═══ THE DATA
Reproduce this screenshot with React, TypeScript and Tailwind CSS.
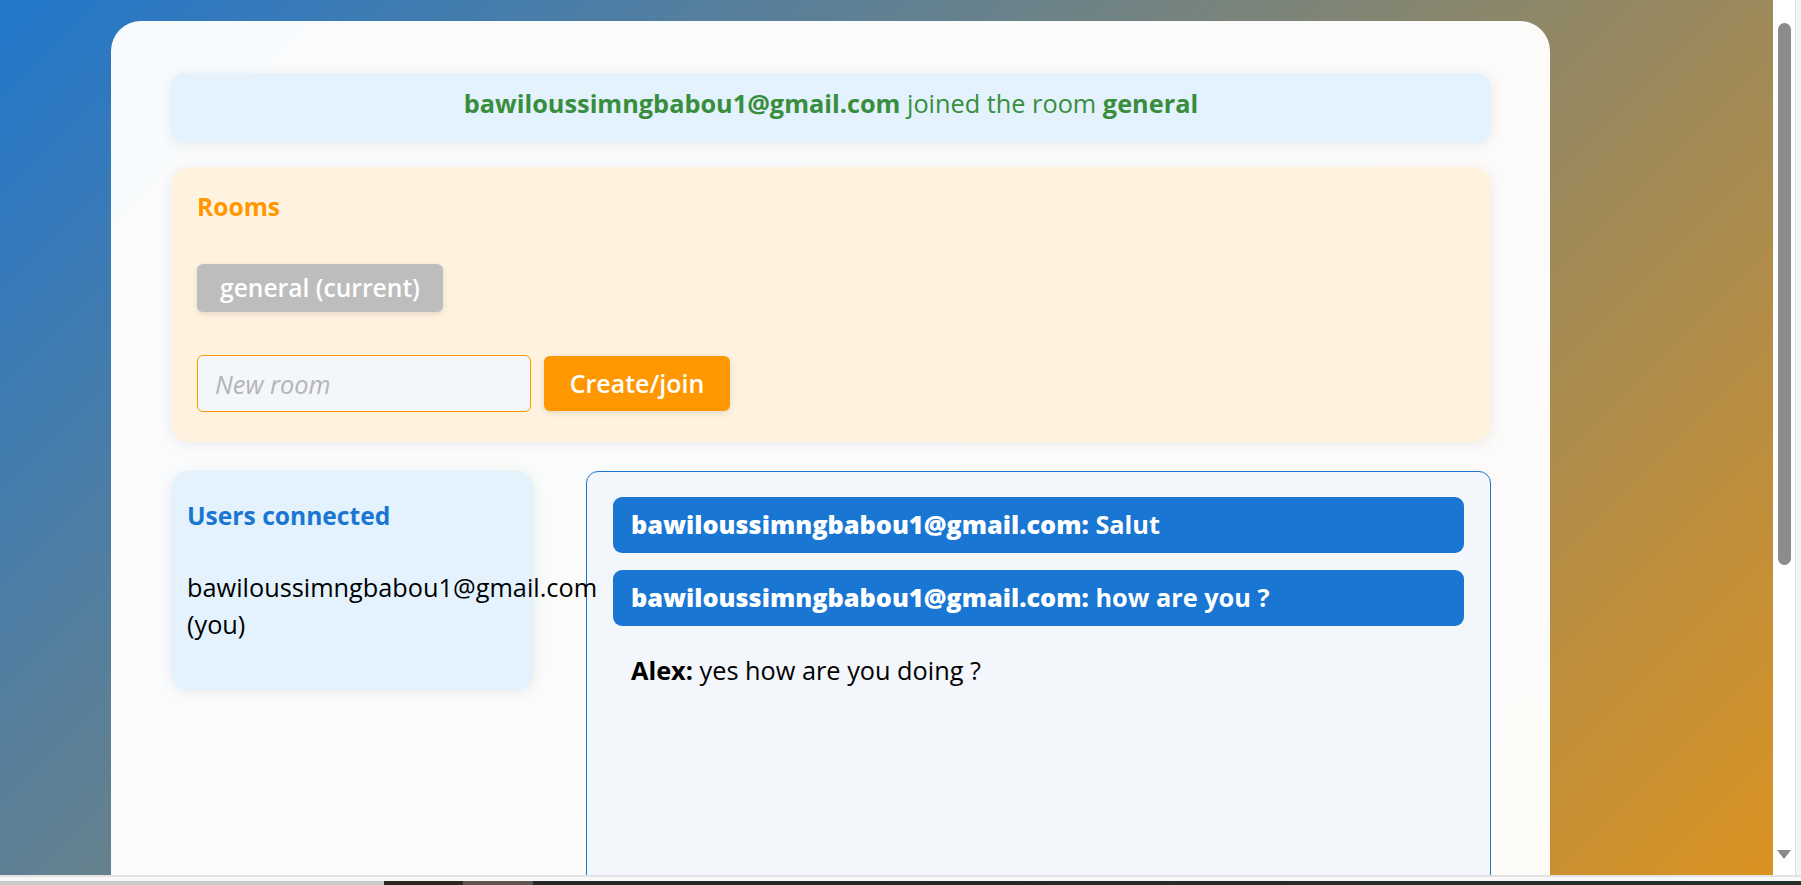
import React from 'react';

/**
 * Chat room screen: notification, rooms, users and message list
 */

const FONT = "font-['Open_Sans',sans-serif]";

const messages = [
  { user: 'bawiloussimngbabou1@gmail.com', text: 'Salut', mine: true },
  { user: 'bawiloussimngbabou1@gmail.com', text: 'how are you ?', mine: true },
  { user: 'Alex', text: 'yes how are you doing ?', mine: false },
];

export default function App() {
  return (
    <div className={`flex h-[885px] w-full flex-col overflow-hidden bg-[#f0f0f0] ${FONT}`}>
      <div className="flex h-[875px]">
        {/* Page */}
        <div className="h-full flex-1 overflow-hidden">
          <div className="min-h-[1400px] bg-[linear-gradient(135deg,#2277cc,#ff9800)] pl-[111px] pt-[21px]">
            <ChatCard />
          </div>
        </div>
        <FakeScrollbar />
      </div>
      <TaskbarStrip />
    </div>
  );
}

function ChatCard() {
  return (
    <div className="w-[1439px] rounded-[30px] bg-white/[0.97] pb-[60px] pl-[60px] pr-[59px] pt-[52px] text-[25.3px] text-black">
      <JoinNotice />
      <RoomsPanel />
      <div className="mt-[29px] flex items-start gap-[52px]">
        <UsersPanel />
        <MessageList />
      </div>
    </div>
  );
}

function JoinNotice() {
  return (
    <div className="flex h-[70px] items-center justify-center rounded-[14px] bg-[#e3f2fd] pb-[8px] text-[#388e3c] shadow-[0_2px_14px_rgba(0,0,0,0.07)]">
      <p>
        <span className="font-bold">bawiloussimngbabou1@gmail.com</span> joined the room{' '}
        <span className="font-bold">general</span>
      </p>
    </div>
  );
}

function RoomsPanel() {
  return (
    <div className="mt-[24px] rounded-[18px] bg-[#fff3e0] pb-[30px] pl-[26px] pt-[22px] shadow-[0_2px_14px_rgba(0,0,0,0.07)]">
      <h3 className="text-[24.6px] font-bold leading-[36px] text-[#ff9800]">Rooms</h3>
      <div className="mt-[39px] flex">
        <button className="h-[48px] rounded-[6px] bg-[#bdbdbd] px-[23px] text-[24.6px] font-semibold text-white shadow-[0_2px_6px_rgba(0,0,0,0.12)]">
          general (current)
        </button>
      </div>
      <div className="mt-[43px] flex items-center gap-[13px]">
        <input
          placeholder="New room"
          className="h-[57px] w-[334px] rounded-[6px] border border-[#ff9800] bg-[#f3f6fb] px-[17px] text-[25.3px] outline-none placeholder:italic placeholder:text-[#b5b5b5]"
        />
        <button className="h-[55px] w-[186px] rounded-[6px] bg-[#ff9800] text-[25px] font-semibold text-white shadow-[0_2px_6px_rgba(0,0,0,0.12)]">
          Create/join
        </button>
      </div>
    </div>
  );
}

function UsersPanel() {
  return (
    <div className="relative z-10 w-[363px] shrink-0 rounded-[18px] bg-[#e3f2fd] pb-[47px] pl-[16px] pr-[18px] pt-[27px] shadow-[0_2px_14px_rgba(0,0,0,0.07)]">
      <h3 className="text-[24.6px] font-bold leading-[36px] text-[#1976d2]">Users connected</h3>
      <p className="mt-[35px] leading-[37px]">bawiloussimngbabou1@gmail.com (you)</p>
    </div>
  );
}

function MessageList() {
  return (
    <div className="h-[520px] flex-1 rounded-[12px] border border-[#1976d2] bg-[#f3f6fb] px-[26px] pt-[25px]">
      <div className="flex flex-col gap-[17px]">
        {messages.map((m, i) => (
          <div
            key={i}
            className={
              m.mine
                ? 'flex h-[56px] items-center rounded-[9px] bg-[#1976d2] px-[18px] font-bold text-white'
                : 'flex h-[56px] items-center px-[18px] text-black'
            }
          >
            <span>
              <strong className={m.mine ? 'font-black' : 'font-bold'}>{m.user}:</strong> {m.text}
            </span>
          </div>
        ))}
      </div>
    </div>
  );
}

function FakeScrollbar() {
  return (
    <div className="flex h-full w-[28px] shrink-0">
      <div className="flex w-[22px] flex-col items-center bg-white pt-[23px]">
        <div className="h-[542px] w-[13px] rounded-full bg-[#8c8c8c]" />
        <div className="flex-1" />
        <svg width="14" height="9" viewBox="0 0 14 9" className="mb-[16px]">
          <path d="M0 0 H14 L7 9 Z" fill="#8a8a8a" />
        </svg>
      </div>
      <div className="w-[1px] bg-[#dedede]" />
      <div className="flex-1 bg-[#f4f4f4]" />
    </div>
  );
}

function TaskbarStrip() {
  return (
    <div className="flex h-[10px] flex-col">
      <div className="h-[2px] bg-[#e2e2e2]" />
      <div className="h-[4px] bg-[#f8f8f8]" />
      <div className="flex h-[4px]">
        <div className="w-[384px] bg-[#c9c9c9]" />
        <div className="w-[79px] bg-[#2e2621]" />
        <div className="w-[70px] bg-[#5f574f]" />
        <div className="flex-1 bg-[linear-gradient(90deg,#262626,#22302a)]" />
      </div>
    </div>
  );
}
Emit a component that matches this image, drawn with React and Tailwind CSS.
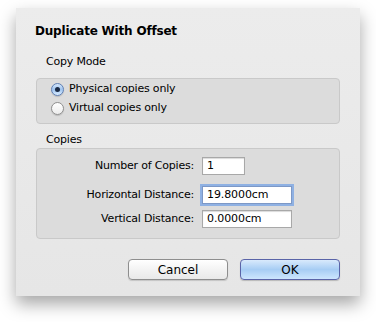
import React from "react";

const font = { fontFamily: '"DejaVu Sans", "Lucida Grande", sans-serif' };

const Radio = ({ checked, label }) => (
  <label className="flex items-center gap-[5px] h-[19px] text-[11px] tracking-[-0.2px] text-black">
    <span
      className={`relative w-[13px] h-[13px] rounded-full border ${
        checked
          ? "border-[#5f7fb3] bg-gradient-to-b from-[#d4e6fa] via-[#9fc4ef] to-[#d9ecff]"
          : "border-[#8f8f8f] bg-gradient-to-b from-[#ffffff] to-[#ececec]"
      } shadow-[0_1px_1px_rgba(0,0,0,0.15)]`}
    >
      {checked && (
        <span className="absolute left-1/2 top-1/2 w-[5px] h-[5px] -ml-[2.5px] -mt-[2.5px] rounded-full bg-[#1a2a44]" />
      )}
    </span>
    {label}
  </label>
);

const Field = ({ label, value, width, focused, className }) => (
  <div className={`flex items-center h-[18px] ${className}`}>
    <span className="w-[165px] text-right pr-[8px] text-[11px] tracking-[-0.2px] text-black">{label}</span>
    <div
      className={`h-[18px] bg-white border flex items-center pl-[4px] text-[11px] tracking-[-0.1px] text-black ${
        focused
          ? "border-[#7d98c6] shadow-[0_0_0_2px_#8fb1e3]"
          : "border-[#a8a8a8] shadow-[inset_0_1px_1px_rgba(0,0,0,0.15)]"
      }`}
      style={{ width }}
    >
      {value}
    </div>
  </div>
);

export default function App() {
  return (
    <div className="w-[376px] h-[322px] bg-white overflow-hidden" style={font}>
      <div className="ml-[16px] mt-[8px] w-[344px] h-[288px] bg-gradient-to-b from-[#ececec] to-[#e6e6e6] shadow-[0_8px_16px_rgba(0,0,0,0.35)] flex flex-col">
        <h1 className="pl-[19px] pt-[17px] h-[46px] text-[12px] tracking-[-0.2px] font-bold text-black leading-none">
          Duplicate With Offset
        </h1>
        <div className="pl-[20px] w-[324px] flex flex-col">
          <div className="pl-[10px] h-[16px] flex items-center text-[11px] tracking-[-0.2px] text-black">Copy Mode</div>
          <div className="mt-[8px] h-[46px] rounded-[4px] border border-[#c9c9c9] bg-[#dcdcdc] pl-[14px] pt-[1px]">
            <Radio checked label="Physical copies only" />
            <Radio label="Virtual copies only" />
          </div>
          <div className="mt-[8px] pl-[10px] h-[16px] flex items-center text-[11px] tracking-[-0.2px] text-black">Copies</div>
          <div className="h-[91px] rounded-[4px] border border-[#c9c9c9] bg-[#dcdcdc] pt-[8px] flex flex-col">
            <Field label="Number of Copies:" value="1" width={43} />
            <Field label="Horizontal Distance:" value="19.8000cm" width={90} focused className="mt-[11px]" />
            <Field label="Vertical Distance:" value="0.0000cm" width={90} className="mt-[6px]" />
          </div>
        </div>
        <div className="mt-[20px] pr-[20px] flex justify-end gap-[12px]">
          <button className="w-[100px] h-[21px] rounded-[4px] border border-[#8e8e8e] bg-gradient-to-b from-[#ffffff] via-[#f3f3f3] to-[#e9e9e9] text-[12px] text-black shadow-[0_1px_1px_rgba(0,0,0,0.15)]">
            Cancel
          </button>
          <button className="w-[100px] h-[21px] rounded-[4px] border border-[#5a64a8] bg-gradient-to-b from-[#d9eafc] via-[#a7cdf4] to-[#cde6fe] text-[12px] text-black shadow-[0_1px_1px_rgba(0,0,0,0.2)]">
            OK
          </button>
        </div>
      </div>
    </div>
  );
}
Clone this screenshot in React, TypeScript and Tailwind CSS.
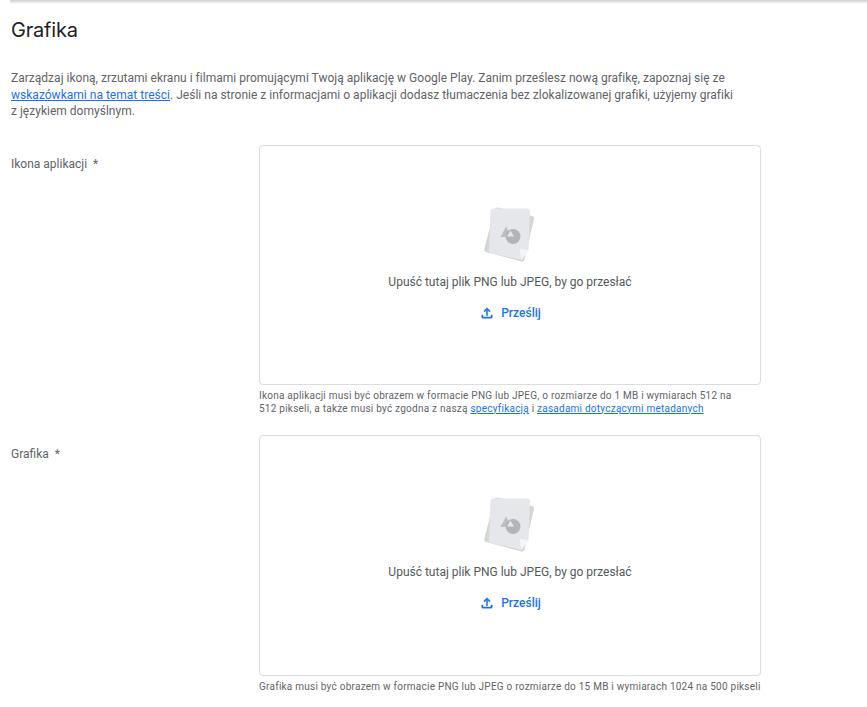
function Dropzone({ height }: { height: string }) {
  return (
    <div className={`${height} w-[502px] rounded border border-[#dadce0] flex flex-col items-center`}>
      <svg className="mt-[60px]" width="52" height="60" viewBox="0 0 52 60">
        {/* kartki */}
        <path d="M14 1.500 L48 10 Q50.500 10.700 50 13 L40.500 53.500 Q39.800 56 37.500 55.500 L2 46 Q-0.500 45.300 0.300 43 L10.500 3.500 Q11.300 0.900 14 1.500 Z" fill="#d3d5d8" />
        <path d="M9 2.500 L43 2.500 Q46 2.500 46 5.500 L44.500 44 L37.500 54 L8 47.500 Q5 46.800 5 44 L6.500 5 Q6.500 2.500 9 2.500 Z" fill="#e6e7ea" />
        <path d="M44.500 44 L35.500 43 L37.500 54 Z" fill="#f4f5f6" />
        {/* trojkat i kolo */}
        <path d="M16.500 31 L22 20.500 L27.500 31 Z" fill="#bcbec2" />
        <circle cx="29" cy="30.500" r="7.500" fill="#b2b4b9" />
        <path d="M23 30.500 L26.500 24.500 L30 30.500 Z" fill="#e6e7ea" />
      </svg>
      <p className="mt-[8px] text-[12px] leading-[16px] text-[#54585d]">Upuść tutaj plik PNG lub JPEG, by go przesłać</p>
      <button className="mt-[5.500px] h-9 flex items-center gap-[6px] text-[12px] font-medium text-[#1a73e8]">
        <svg width="16" height="16" viewBox="0 0 24 24" fill="currentColor" stroke="currentColor" strokeWidth="0.6">
          <path d="M18 15v3H6v-3H4v3c0 1.100.9 2 2 2h12c1.100 0 2-.9 2-2v-3h-2zM7 9l1.410 1.410L11 7.830V16h2V7.830l2.590 2.580L17 9l-5-5-5 5z" />
        </svg>
        Prześlij
      </button>
    </div>
  );
}

export default function App() {
  return (
    <div className="w-[867px] h-[707px] overflow-hidden bg-white font-['Roboto',sans-serif]">
      <div className="ml-[10px] h-[4px] bg-gradient-to-b from-[#cfcfcf] to-white" />
      <div className="pl-[11px]">
        <h1 className="mt-[14px] text-[20px] leading-[24px] text-[#202124] font-['Inter',sans-serif] tracking-[-0.2px]">Grafika</h1>
        <p className="mt-[28px] w-[725px] text-[12px] leading-[16.500px] text-[#5f6368] tracking-[0.015px]">
          Zarządzaj ikoną, zrzutami ekranu i filmami promującymi Twoją aplikację w Google Play. Zanim prześlesz nową grafikę, zapoznaj się ze{' '}
          <a className="text-[#1a73e8] underline">wskazówkami na temat treści</a>. Jeśli na stronie z informacjami o aplikacji dodasz tłumaczenia bez zlokalizowanej grafiki, użyjemy grafiki z językiem domyślnym.
        </p>

        <div className="mt-[25px] flex">
          <div className="w-[248px] pt-[11px] text-[12px] leading-[16px] text-[#5f6368]">Ikona aplikacji&nbsp; *</div>
          <div>
            <Dropzone height="h-[240px]" />
            <p className="mt-[4px] w-[480px] text-[10px] leading-[13px] text-[#5f6368] tracking-[0.24px]">
              Ikona aplikacji musi być obrazem w formacie PNG lub JPEG, o rozmiarze do 1 MB i wymiarach 512 na 512 pikseli, a także musi być zgodna z naszą{' '}
              <a className="text-[#1a73e8] underline">specyfikacją</a> i <a className="text-[#1a73e8] underline">zasadami dotyczącymi metadanych</a>
            </p>
          </div>
        </div>

        <div className="mt-[20px] flex">
          <div className="w-[248px] pt-[11px] text-[12px] leading-[16px] text-[#5f6368]">Grafika&nbsp; *</div>
          <div>
            <Dropzone height="h-[241px]" />
            <p className="mt-[4px] text-[10px] leading-[13px] text-[#5f6368] tracking-[0.24px]">
              Grafika musi być obrazem w formacie PNG lub JPEG o rozmiarze do 15 MB i wymiarach 1024 na 500 pikseli
            </p>
          </div>
        </div>
      </div>
    </div>
  );
}
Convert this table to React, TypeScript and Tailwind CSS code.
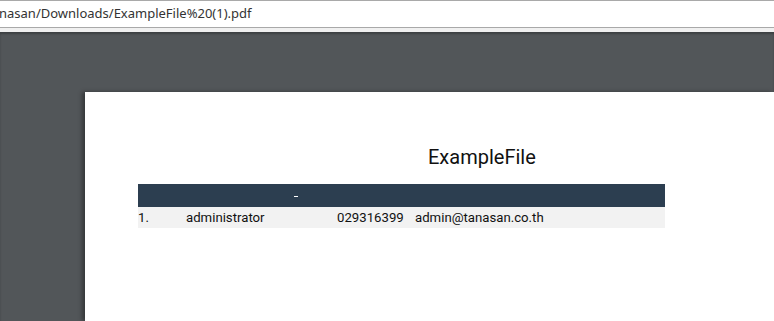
══════
Extract every line above that contains the word "TypeScript".

Reproduce this screenshot with React, TypeScript and Tailwind CSS.
Clone this screenshot in React, TypeScript and Tailwind CSS.
Convert this table to React, TypeScript and Tailwind CSS code.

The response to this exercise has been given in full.